New data released today from the technology analysts at Synergy Research Group contains positive news for cloud providers and the vendors that outfit their data centers.
“Across a range of cloud market segments, 2015 growth rates averaged 28 percent and annual revenues passed the $110 billion milestone,” John Dinsdale, Synergy Research Group chief analyst, told Datamation. The firm drew its conclusions from the four quarters ending Sept. 30, 2015.
“Among the segments, public IaaS/PaaS [infrastructure-as-a-service/platform as a service] saw the highest growth rates, but cloud infrastructure hardware and software still generate the most revenues at the moment,” continued Dinsdale. Combined, the public IaaS and PaaS market segments, led by Amazon and Microsoft, grew at a blistering rate of 51 percent.
The private and hybrid cloud infrastructure services segment wasn’t too far behind, with a growth rate of 45 percent. IBM and Amazon were the top performers in the category. In total, all segments grew at a rate of at least 16 percent, observed Synergy.
In the software-as-a-service (SaaS) segment, Salesforce and Microsoft are battling it out for dominance. Computer networking giant Cisco and Hewlett Packard Enterprise (HPE) are the vendors to beat in the public and private cloud infrastructure hardware and software segments.
Cisco was also named a leader in the unified-communications-as-a-service (UCaaS) category, alongside Citrix. According to another report released yesterday by Synergy, the UCaaS market is growing 16 percent annually, with annualized revenues now totaling $4 billion.
Cisco, Citrix and Microsoft are the top three providers of standalone UCaaS applications, a category that includes cloud-delivered videoconferencing, Web conferencing and hosted contact center software. In integrated UCaaS business suites, a segment that is growing at 23 percent annually, RingCentral, 8×8 and Vonage take the lead.
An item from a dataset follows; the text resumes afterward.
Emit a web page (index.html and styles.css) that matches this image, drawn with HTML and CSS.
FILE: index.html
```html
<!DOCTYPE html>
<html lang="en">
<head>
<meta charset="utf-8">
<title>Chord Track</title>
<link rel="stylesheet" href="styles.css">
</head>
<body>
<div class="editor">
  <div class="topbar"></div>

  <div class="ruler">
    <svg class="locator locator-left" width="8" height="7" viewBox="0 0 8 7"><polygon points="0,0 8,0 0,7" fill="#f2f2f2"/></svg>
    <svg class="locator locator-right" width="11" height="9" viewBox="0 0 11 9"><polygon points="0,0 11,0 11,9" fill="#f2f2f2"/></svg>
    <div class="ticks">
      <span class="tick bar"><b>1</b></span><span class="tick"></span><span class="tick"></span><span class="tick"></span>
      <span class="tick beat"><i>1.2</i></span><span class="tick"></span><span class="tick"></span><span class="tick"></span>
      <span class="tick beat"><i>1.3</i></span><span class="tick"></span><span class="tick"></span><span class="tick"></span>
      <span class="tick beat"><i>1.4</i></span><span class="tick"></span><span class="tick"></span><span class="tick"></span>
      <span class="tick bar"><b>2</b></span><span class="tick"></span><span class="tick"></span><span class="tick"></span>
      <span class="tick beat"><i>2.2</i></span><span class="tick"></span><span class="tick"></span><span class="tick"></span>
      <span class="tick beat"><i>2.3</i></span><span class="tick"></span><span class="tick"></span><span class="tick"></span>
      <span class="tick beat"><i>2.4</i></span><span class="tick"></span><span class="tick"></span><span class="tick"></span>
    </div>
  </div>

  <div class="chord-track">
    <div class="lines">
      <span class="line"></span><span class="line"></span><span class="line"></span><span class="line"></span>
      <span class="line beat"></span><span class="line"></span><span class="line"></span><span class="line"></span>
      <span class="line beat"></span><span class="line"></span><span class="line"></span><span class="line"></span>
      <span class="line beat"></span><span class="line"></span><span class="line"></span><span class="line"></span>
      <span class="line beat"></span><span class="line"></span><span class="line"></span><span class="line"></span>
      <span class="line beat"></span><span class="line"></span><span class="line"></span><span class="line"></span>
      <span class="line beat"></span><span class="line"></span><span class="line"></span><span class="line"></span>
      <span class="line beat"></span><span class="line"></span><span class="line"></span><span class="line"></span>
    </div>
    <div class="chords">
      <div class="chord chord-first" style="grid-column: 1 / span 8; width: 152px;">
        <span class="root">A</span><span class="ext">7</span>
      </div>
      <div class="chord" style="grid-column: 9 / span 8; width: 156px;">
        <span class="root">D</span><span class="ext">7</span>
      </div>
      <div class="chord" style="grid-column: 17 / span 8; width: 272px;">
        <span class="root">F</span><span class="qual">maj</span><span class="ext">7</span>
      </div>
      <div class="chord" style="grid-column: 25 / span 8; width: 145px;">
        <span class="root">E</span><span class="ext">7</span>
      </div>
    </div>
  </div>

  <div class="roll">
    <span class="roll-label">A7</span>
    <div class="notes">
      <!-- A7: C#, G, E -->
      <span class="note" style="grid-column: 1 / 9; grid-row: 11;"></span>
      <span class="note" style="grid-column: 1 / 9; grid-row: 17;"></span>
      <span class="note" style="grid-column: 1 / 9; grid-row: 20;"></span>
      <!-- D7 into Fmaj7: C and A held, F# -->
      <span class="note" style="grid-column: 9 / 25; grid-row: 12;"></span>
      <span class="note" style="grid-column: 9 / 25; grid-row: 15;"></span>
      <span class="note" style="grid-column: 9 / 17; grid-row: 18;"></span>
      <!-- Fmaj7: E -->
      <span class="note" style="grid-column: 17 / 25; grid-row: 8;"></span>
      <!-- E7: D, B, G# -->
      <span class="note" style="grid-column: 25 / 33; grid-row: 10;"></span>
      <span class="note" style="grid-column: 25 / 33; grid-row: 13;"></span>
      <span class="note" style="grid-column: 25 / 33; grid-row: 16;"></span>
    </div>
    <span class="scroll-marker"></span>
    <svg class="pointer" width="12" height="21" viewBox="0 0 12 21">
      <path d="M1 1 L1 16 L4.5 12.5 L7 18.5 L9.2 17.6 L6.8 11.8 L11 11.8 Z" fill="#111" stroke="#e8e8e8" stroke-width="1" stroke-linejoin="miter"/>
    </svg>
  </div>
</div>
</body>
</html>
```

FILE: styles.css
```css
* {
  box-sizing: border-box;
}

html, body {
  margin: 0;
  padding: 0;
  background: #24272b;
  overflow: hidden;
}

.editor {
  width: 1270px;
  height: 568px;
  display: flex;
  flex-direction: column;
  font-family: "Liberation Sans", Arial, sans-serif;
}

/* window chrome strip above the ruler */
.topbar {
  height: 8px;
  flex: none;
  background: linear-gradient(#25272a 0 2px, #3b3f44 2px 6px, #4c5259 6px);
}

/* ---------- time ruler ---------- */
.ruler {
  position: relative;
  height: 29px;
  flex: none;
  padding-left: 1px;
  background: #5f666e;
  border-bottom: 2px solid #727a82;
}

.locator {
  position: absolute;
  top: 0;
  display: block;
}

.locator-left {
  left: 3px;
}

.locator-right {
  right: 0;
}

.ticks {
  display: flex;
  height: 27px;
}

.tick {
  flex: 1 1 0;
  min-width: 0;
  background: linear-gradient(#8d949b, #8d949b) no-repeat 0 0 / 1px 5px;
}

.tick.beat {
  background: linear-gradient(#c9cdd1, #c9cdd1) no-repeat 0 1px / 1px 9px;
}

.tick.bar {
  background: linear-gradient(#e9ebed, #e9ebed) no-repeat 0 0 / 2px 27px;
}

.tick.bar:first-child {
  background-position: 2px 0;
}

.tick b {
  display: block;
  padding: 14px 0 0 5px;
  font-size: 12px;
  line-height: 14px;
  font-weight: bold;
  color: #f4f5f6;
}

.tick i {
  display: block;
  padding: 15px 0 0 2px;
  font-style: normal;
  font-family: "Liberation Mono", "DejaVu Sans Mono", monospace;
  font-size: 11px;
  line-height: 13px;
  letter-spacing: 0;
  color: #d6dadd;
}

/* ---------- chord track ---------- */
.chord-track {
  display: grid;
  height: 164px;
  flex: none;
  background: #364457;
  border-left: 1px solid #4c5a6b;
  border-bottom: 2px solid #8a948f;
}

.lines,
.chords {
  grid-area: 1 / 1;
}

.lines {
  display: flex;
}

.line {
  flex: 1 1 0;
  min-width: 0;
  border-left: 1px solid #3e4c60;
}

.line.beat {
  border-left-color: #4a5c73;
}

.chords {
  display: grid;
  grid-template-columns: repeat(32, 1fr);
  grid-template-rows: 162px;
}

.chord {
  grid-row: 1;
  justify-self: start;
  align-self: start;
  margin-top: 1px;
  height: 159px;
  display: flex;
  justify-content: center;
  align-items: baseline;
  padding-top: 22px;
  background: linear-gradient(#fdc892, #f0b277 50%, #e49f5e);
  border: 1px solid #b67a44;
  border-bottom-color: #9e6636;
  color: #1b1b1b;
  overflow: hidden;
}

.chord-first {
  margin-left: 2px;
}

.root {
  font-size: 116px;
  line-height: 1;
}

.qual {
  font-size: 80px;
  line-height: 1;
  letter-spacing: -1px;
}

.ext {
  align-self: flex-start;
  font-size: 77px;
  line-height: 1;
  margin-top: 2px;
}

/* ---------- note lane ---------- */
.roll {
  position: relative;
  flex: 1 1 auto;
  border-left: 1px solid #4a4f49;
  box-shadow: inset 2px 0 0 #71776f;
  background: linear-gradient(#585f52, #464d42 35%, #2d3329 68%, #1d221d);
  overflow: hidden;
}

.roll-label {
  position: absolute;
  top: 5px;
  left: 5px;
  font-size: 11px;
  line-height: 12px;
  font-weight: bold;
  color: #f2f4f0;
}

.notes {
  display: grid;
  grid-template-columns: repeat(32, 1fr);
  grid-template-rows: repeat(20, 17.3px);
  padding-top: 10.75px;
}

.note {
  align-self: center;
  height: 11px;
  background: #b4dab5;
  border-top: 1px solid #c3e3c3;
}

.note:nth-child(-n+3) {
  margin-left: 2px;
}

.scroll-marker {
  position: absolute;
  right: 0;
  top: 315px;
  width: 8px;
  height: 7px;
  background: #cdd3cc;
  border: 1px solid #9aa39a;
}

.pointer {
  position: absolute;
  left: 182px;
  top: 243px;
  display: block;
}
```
During the four quarters tracked by Synergy, cloud services infrastructure hardware and software spending surpassed $60 billion, driven by private cloud spending although the public cloud is catching up quickly.
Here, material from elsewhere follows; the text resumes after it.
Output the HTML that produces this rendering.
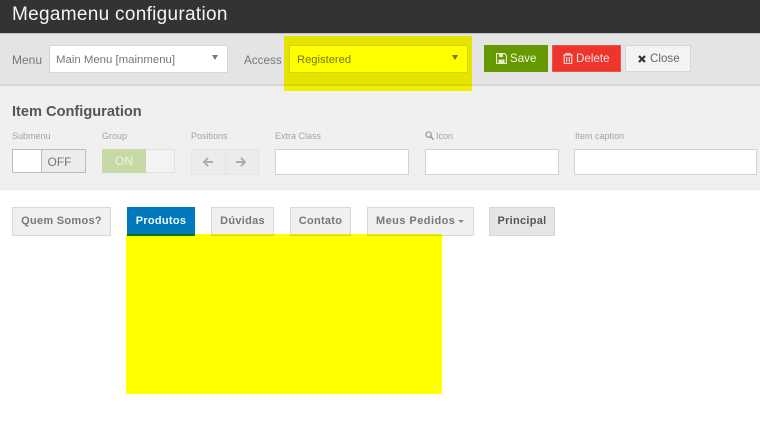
<!DOCTYPE html>
<html><head><meta charset="utf-8">
<style>
html,body{margin:0;padding:0;width:760px;height:426px;overflow:hidden;background:#fff}
body{position:relative;font-family:"Liberation Sans",sans-serif}
div,span.a{position:absolute;box-sizing:border-box;white-space:nowrap}
svg{position:absolute}
.lbl{font-size:9px;color:#a3a3a3;line-height:12px;top:130px}
.inp{background:#fff;border:1px solid #d2d2d2;top:149px;height:26px}
.tab{top:207px;height:29px;border:1px solid #d9d9d9;background:#f0f0f0;color:#777;font-size:11px;font-weight:bold;line-height:27px;text-align:center;letter-spacing:.28px}
.btn{top:45px;height:27px;font-size:11.6px;line-height:27px}
.y{background:#ff0;mix-blend-mode:multiply}
</style></head><body>
<div style="left:0;top:0;width:760px;height:33px;background:#333"></div>
<div style="left:12px;top:4px;font-size:19px;line-height:22px;color:#f4f4f4;letter-spacing:.3px">Megamenu configuration</div>
<div style="left:0;top:33px;width:760px;height:53px;background:#e4e4e4;border-top:1px solid #bdbdbd;border-bottom:2px solid #d6d6d6"></div>
<div style="left:0;top:86px;width:760px;height:104px;background:#f0f0f0;border-bottom:1px solid #e8e8e8"></div>

<div style="left:12px;top:53px;font-size:12px;line-height:14px;color:#777">Menu</div>
<div style="left:49px;top:45px;width:179px;height:28px;background:#fff;border:1px solid #d8d8d8"></div>
<div style="left:56px;top:53px;font-size:11.4px;line-height:14px;color:#777">Main Menu [mainmenu]</div>
<div style="left:212px;top:55px;width:0;height:0;border-left:3px solid transparent;border-right:3px solid transparent;border-top:5px solid #777"></div>
<div style="left:244px;top:54px;font-size:11.7px;line-height:14px;color:#777">Access</div>

<div style="left:289px;top:45px;width:179px;height:28px;background:#fff;border:1px solid #d8d8d8"></div>
<div style="left:297px;top:53px;font-size:11.2px;line-height:14px;color:#777">Registered</div>
<div style="left:452px;top:55px;width:0;height:0;border-left:3px solid transparent;border-right:3px solid transparent;border-top:5px solid #777"></div>
<div class="y" style="left:284px;top:36px;width:188px;height:55px"></div>

<div class="btn" style="left:484px;width:64px;background:#669900;color:#f0f5e0;padding-left:26px">Save</div>
<svg style="left:496px;top:53px" width="11" height="11" viewBox="0 0 11 11"><path d="M.5.5h8l2 2v8H.5z" fill="none" stroke="#e6efcc" stroke-width="1.2"/><path d="M3 1h4v3H3zM2.5 6.500h6V10h-6z" fill="#e6efcc"/></svg>
<div class="btn" style="left:552px;width:69px;background:#ee352c;border:1px solid #e8554e;color:#fde0e0;padding-left:23px;line-height:26px">Delete</div>
<svg style="left:563px;top:53px" width="10" height="11" viewBox="0 0 10 11"><path d="M0 2h10M3 2V.6h4V2M1.300 2.500v8h7.400v-8M3.700 4v5M6.300 4v5" fill="none" stroke="#fbd0d0" stroke-width="1.2"/></svg>
<div class="btn" style="left:625px;width:66px;background:#f3f3f3;border:1px solid #d8d8d8;color:#666;padding-left:24px;line-height:26px">Close</div>
<svg style="left:638px;top:55px" width="8" height="8" viewBox="0 0 8 8"><path d="M1 1l6 6M7 1L1 7" stroke="#333" stroke-width="2.2"/></svg>

<div style="left:12px;top:104px;font-size:14.6px;line-height:17px;font-weight:bold;color:#555">Item Configuration</div>

<div class="lbl" style="left:12px">Submenu</div>
<div style="left:12px;top:149px;width:74px;height:24px;border:1px solid #bcbcbc;background:#ececec"></div>
<div style="left:13px;top:150px;width:29px;height:22px;background:#fff;border-right:1px solid #bcbcbc"></div>
<div style="left:38px;top:150px;width:43px;height:22px;font-size:12px;line-height:24px;text-align:center;color:#777">OFF</div>

<div class="lbl" style="left:102px">Group</div>
<div style="left:102px;top:149px;width:73px;height:24px;border:1px solid #e0e0e0;background:#f3f3f3"></div>
<div style="left:102px;top:149px;width:44px;height:24px;background:#c7d9a5;font-size:12px;line-height:25px;text-align:center;color:#eef3e0">ON</div>

<div class="lbl" style="left:191px">Positions</div>
<div style="left:191px;top:149px;width:68px;height:26px;border:1px solid #e6e6e6;background:#ececec"></div>
<div style="left:225px;top:149px;width:1px;height:26px;background:#e3e3e3"></div>
<svg style="left:203px;top:157px" width="10" height="10" viewBox="0 0 10 10"><path d="M5 1L1 5l4 4M1.500 5H10" fill="none" stroke="#adadad" stroke-width="2"/></svg>
<svg style="left:236px;top:157px" width="10" height="10" viewBox="0 0 10 10"><path d="M5 1l4 4-4 4M8.500 5H0" fill="none" stroke="#adadad" stroke-width="2"/></svg>

<div class="lbl" style="left:275px">Extra Class</div>
<div class="inp" style="left:275px;width:134px"></div>
<svg style="left:425px;top:131px" width="9" height="9" viewBox="0 0 9 9"><circle cx="3.600" cy="3.600" r="2.700" fill="none" stroke="#999" stroke-width="1.300"/><path d="M5.600 5.600L8.500 8.500" stroke="#999" stroke-width="1.600"/></svg>
<div class="lbl" style="left:436px">Icon</div>
<div class="inp" style="left:425px;width:134px"></div>
<div class="lbl" style="left:575px">Item caption</div>
<div class="inp" style="left:574px;width:183px"></div>

<div class="tab" style="left:12px;width:99px">Quem Somos?</div>
<div class="tab" style="left:127px;width:68px;background:#0079bd;border-color:#0079bd;color:#f2f8fc">Produtos</div>
<div class="tab" style="left:211px;width:63px">Dúvidas</div>
<div class="tab" style="left:290px;width:61px">Contato</div>
<div class="tab" style="left:367px;width:107px;text-align:left;padding-left:8px;letter-spacing:.45px">Meus Pedidos</div>
<div style="left:458px;top:220px;width:0;height:0;border-left:3px solid transparent;border-right:3px solid transparent;border-top:3px solid #888"></div>
<div class="tab" style="left:489px;width:66px;background:#e5e5e5;border-color:#d6d6d6;color:#555">Principal</div>

<div class="y" style="left:126px;top:234px;width:316px;height:160px"></div>
</body></html>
Cloud services providers generated $20 billion from infrastructure services (IaaS, PaaS, private and hybrid cloud services), during the 12-month survey of the market. SaaS accounted for $27 billion in cloud spending.
In the face of such lofty figures, the message to the IT industry is clear, according to Dinsdale. “Cloud has now passed way beyond the early adopter phase and is truly a mainstream phenomenon,” he said. “High growth rates will persist for many more years.”